Lines of data
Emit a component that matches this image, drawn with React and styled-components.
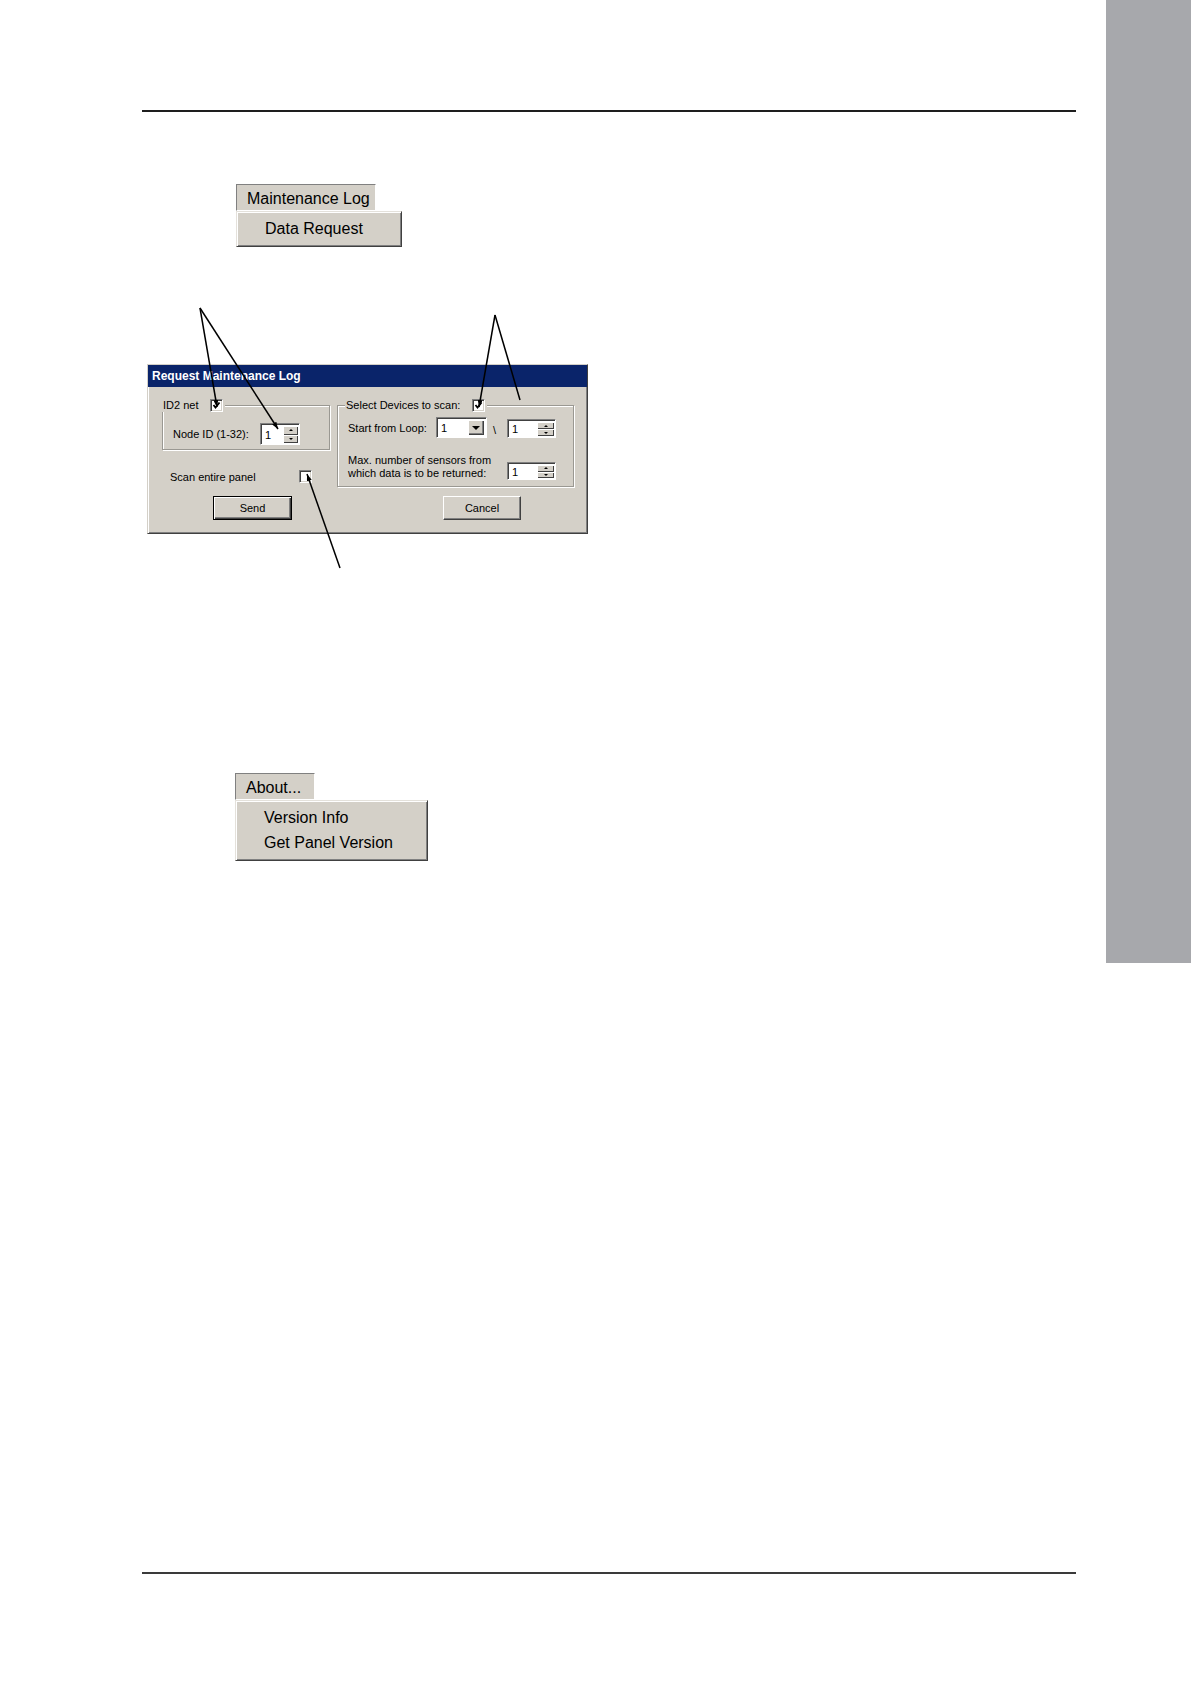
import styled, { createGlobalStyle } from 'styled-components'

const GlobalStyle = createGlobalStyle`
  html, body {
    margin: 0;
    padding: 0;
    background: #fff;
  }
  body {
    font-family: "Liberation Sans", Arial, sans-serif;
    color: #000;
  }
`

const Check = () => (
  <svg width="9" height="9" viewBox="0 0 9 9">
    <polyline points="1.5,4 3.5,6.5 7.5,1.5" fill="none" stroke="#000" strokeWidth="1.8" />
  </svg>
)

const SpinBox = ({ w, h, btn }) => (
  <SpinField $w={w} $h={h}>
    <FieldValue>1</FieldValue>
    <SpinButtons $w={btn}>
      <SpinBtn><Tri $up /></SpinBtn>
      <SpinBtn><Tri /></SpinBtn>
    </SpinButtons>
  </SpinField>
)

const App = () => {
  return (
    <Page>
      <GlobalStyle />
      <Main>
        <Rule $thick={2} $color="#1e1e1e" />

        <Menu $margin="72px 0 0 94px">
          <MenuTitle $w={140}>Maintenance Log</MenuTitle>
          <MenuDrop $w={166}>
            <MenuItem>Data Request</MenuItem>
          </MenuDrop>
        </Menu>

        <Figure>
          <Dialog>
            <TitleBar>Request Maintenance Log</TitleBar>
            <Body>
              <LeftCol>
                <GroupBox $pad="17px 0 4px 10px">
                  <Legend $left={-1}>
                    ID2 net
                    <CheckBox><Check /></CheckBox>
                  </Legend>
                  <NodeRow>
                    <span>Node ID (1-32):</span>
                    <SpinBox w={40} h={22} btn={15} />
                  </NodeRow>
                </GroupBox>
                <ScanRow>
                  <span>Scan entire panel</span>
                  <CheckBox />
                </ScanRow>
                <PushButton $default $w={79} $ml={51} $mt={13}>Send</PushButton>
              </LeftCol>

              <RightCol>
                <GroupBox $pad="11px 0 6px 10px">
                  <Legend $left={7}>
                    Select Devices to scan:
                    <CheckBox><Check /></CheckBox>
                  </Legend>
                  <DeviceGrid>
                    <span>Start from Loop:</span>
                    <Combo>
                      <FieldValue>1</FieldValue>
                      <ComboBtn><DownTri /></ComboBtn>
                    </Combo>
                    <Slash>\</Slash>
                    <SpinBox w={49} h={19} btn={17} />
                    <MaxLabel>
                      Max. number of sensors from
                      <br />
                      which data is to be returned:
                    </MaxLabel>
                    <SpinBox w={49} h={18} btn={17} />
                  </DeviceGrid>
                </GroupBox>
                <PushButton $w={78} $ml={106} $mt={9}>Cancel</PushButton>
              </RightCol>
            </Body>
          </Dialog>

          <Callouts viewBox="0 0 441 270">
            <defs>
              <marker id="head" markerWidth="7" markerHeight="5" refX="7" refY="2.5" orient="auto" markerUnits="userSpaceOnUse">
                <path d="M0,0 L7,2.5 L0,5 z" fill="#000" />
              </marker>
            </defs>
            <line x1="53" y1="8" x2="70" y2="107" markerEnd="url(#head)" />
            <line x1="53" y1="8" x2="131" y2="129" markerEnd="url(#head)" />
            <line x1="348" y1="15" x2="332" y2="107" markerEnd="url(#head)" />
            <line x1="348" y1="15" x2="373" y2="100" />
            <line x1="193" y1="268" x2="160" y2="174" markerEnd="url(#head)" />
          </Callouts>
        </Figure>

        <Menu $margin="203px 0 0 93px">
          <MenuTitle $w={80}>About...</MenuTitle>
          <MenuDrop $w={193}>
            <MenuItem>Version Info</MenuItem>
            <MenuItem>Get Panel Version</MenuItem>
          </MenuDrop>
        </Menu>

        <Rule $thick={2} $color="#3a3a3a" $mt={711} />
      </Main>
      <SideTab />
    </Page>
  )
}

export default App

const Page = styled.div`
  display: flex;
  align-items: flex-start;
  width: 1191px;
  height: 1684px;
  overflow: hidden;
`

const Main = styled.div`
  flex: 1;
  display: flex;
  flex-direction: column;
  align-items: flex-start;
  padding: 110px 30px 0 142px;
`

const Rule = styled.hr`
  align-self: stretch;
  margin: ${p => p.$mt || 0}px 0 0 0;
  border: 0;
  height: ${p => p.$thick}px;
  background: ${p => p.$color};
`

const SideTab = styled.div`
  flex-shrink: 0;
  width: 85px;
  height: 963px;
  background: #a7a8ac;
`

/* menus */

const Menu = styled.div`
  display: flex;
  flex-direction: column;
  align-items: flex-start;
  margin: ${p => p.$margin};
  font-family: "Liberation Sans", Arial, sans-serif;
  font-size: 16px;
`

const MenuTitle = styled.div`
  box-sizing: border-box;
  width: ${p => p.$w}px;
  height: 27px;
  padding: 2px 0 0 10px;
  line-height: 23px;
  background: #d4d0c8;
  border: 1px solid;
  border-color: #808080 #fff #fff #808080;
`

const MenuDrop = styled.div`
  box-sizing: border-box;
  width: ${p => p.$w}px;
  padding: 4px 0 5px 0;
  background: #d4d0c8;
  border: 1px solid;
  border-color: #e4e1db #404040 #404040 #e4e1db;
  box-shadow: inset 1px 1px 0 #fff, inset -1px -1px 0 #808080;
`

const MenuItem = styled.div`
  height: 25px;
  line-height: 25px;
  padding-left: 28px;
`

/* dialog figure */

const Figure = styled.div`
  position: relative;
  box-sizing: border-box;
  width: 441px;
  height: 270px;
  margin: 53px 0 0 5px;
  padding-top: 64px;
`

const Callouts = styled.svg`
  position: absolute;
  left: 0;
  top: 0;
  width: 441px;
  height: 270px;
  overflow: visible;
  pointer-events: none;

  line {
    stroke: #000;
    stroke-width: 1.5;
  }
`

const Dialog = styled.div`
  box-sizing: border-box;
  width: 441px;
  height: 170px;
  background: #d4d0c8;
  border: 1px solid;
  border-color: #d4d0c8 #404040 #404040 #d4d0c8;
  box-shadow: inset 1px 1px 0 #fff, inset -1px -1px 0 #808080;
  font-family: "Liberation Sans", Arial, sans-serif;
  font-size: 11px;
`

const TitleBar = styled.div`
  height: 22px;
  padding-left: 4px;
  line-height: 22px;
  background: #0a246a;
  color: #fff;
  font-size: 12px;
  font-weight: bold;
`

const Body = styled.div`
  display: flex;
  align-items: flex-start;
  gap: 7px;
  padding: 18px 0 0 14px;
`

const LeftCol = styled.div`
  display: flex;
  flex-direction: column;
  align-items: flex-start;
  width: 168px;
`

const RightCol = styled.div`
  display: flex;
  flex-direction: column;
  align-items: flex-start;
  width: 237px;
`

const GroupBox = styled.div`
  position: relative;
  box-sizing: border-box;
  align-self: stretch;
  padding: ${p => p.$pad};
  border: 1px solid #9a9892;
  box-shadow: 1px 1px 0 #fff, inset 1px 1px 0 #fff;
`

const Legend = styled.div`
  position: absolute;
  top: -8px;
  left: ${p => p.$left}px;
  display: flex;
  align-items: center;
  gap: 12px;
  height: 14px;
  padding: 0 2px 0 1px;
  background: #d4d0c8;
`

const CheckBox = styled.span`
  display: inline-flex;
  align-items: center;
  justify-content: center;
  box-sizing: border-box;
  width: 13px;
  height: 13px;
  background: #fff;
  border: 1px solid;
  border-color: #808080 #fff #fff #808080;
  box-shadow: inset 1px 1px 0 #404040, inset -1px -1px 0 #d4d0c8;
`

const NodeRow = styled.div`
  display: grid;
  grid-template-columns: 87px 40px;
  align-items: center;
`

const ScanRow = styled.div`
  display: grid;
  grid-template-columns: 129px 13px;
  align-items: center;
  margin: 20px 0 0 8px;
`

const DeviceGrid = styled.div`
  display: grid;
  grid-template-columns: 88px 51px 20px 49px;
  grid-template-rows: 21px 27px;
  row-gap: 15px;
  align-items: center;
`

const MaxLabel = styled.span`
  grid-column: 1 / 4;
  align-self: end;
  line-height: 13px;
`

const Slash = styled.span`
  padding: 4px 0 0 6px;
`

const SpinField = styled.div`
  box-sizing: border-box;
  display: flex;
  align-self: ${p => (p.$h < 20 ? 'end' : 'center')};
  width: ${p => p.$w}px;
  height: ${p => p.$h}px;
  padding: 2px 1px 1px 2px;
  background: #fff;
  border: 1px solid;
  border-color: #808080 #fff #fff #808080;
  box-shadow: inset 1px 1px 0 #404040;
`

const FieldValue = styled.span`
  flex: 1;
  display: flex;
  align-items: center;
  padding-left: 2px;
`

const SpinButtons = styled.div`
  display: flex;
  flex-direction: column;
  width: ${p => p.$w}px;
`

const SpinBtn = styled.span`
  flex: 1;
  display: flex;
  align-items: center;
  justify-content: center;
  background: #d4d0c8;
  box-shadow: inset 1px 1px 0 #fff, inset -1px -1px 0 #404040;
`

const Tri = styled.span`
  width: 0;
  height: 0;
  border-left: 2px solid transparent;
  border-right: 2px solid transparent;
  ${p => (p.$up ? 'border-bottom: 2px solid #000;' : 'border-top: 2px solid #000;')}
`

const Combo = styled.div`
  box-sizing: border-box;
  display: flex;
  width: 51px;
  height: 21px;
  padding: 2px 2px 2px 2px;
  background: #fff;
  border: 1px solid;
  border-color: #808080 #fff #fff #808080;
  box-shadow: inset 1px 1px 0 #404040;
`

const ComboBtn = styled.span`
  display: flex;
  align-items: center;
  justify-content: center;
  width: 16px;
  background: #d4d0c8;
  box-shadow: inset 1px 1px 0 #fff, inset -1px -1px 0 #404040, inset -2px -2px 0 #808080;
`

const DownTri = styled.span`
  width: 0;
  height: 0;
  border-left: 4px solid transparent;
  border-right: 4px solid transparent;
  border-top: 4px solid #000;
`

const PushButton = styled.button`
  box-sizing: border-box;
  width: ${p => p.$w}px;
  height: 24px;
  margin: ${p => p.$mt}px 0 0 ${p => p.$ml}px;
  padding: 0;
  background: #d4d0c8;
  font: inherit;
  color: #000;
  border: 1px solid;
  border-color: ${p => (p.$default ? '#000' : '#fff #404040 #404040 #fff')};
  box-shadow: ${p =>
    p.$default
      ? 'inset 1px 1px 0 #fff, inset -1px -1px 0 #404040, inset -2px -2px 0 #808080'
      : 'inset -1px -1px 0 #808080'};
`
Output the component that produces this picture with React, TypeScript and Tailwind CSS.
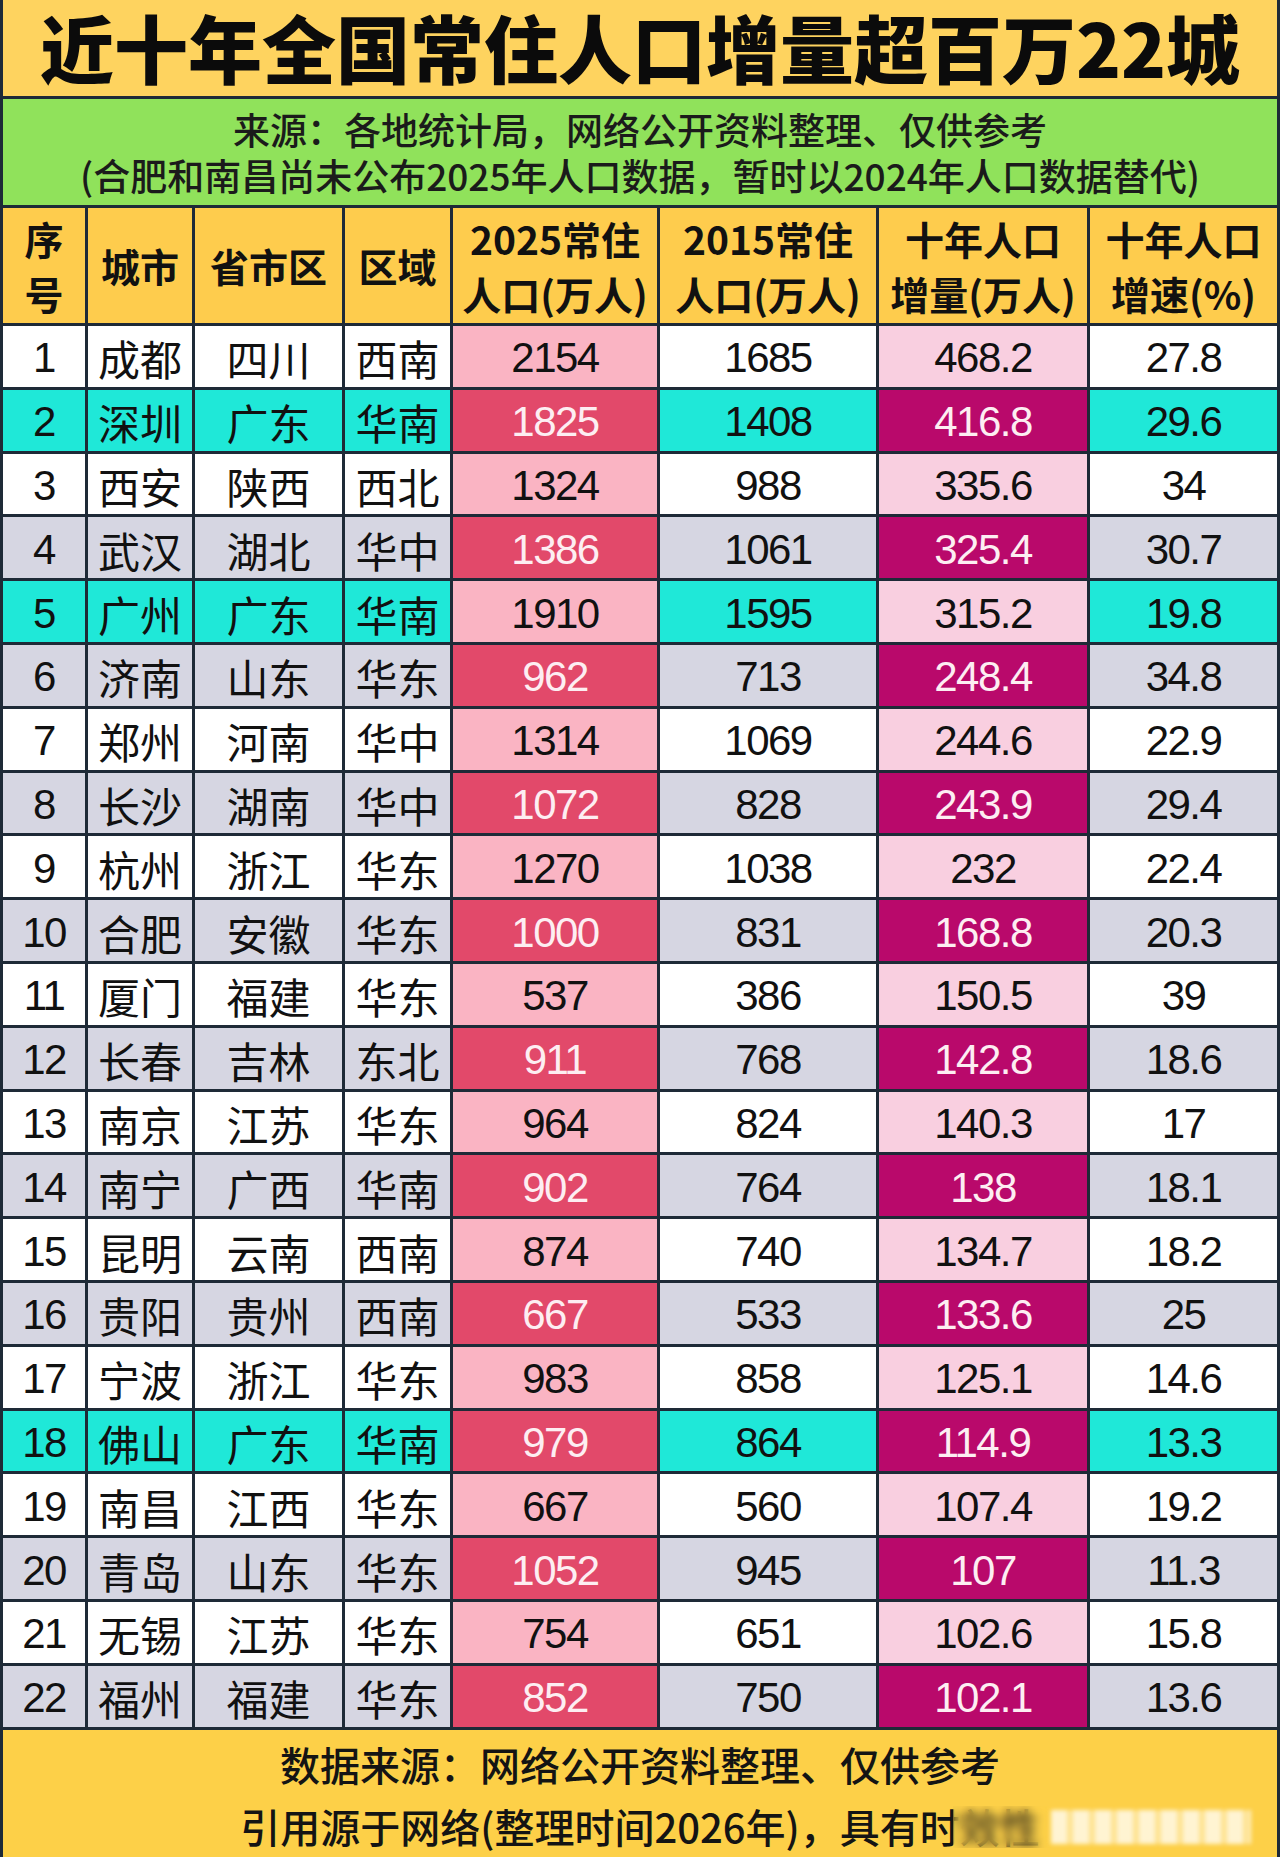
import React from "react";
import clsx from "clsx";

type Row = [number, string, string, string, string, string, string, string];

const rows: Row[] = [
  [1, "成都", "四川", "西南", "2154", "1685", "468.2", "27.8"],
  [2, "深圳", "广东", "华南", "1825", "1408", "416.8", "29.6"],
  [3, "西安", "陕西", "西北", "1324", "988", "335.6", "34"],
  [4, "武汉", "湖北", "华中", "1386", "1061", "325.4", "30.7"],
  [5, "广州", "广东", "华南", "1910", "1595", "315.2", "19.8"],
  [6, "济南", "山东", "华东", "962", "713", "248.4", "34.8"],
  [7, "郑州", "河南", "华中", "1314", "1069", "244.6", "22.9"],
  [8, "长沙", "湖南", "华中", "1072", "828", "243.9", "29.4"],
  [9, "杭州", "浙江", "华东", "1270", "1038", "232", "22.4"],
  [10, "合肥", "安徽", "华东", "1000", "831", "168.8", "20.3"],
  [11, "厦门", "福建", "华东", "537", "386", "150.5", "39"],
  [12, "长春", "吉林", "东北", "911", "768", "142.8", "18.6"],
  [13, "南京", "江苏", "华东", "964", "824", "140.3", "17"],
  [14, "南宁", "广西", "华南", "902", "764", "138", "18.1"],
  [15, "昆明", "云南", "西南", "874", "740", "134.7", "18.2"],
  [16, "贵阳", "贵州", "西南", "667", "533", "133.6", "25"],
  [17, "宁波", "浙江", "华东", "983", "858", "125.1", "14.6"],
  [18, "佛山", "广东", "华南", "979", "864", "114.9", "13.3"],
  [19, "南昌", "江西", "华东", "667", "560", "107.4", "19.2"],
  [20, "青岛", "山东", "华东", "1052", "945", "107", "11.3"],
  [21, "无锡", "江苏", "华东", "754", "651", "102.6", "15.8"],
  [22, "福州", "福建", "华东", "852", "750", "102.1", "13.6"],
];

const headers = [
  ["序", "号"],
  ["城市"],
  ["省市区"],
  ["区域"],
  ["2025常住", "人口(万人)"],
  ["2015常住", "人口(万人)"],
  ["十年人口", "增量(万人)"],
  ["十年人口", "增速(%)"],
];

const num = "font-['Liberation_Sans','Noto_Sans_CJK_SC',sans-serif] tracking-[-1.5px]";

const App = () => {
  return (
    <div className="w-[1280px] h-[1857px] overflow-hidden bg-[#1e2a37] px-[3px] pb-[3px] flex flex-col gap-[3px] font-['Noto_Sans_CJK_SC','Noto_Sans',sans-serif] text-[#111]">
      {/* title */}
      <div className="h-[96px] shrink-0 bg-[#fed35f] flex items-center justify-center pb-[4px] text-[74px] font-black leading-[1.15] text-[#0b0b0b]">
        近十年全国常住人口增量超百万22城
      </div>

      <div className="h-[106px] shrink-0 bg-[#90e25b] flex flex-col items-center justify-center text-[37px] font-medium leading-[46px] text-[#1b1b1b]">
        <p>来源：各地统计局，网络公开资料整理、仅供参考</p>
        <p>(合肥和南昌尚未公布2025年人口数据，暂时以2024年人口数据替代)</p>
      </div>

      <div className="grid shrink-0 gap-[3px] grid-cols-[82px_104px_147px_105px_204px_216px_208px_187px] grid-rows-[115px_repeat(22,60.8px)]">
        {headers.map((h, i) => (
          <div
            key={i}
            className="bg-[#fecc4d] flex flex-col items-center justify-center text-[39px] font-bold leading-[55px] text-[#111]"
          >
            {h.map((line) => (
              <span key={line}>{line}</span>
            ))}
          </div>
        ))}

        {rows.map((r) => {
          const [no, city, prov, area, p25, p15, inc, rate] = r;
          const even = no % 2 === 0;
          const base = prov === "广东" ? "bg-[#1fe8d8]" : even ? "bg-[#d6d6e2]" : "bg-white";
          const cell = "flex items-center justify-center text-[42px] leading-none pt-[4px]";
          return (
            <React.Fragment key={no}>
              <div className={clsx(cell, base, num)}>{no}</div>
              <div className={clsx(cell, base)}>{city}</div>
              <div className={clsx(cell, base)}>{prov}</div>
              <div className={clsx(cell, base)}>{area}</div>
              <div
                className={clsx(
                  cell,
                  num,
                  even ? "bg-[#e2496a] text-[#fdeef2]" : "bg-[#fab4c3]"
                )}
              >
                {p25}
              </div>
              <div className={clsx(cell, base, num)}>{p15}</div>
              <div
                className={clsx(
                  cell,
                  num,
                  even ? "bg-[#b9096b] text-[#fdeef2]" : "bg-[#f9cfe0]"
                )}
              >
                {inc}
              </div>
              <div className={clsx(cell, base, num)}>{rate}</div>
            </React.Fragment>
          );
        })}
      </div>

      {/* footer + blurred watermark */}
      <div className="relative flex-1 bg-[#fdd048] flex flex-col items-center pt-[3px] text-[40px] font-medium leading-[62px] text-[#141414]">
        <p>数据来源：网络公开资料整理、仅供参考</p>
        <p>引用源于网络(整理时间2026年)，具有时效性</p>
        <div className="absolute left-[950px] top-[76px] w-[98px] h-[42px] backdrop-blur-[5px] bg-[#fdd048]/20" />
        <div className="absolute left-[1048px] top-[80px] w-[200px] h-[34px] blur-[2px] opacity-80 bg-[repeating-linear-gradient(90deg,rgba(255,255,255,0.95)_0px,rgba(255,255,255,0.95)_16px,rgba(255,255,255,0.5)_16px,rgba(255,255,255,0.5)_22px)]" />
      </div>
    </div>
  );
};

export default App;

• **What you should do**:
From the listing above, repeat only the lines between the line containing "Output the component" and the line containing "string, string, string];", those two included. Pictures are not part of the copy.

• **Answer below**:
Output the component that produces this picture with React, TypeScript and Tailwind CSS.
import React from "react";
import clsx from "clsx";

type Row = [number, string, string, string, string, string, string, string];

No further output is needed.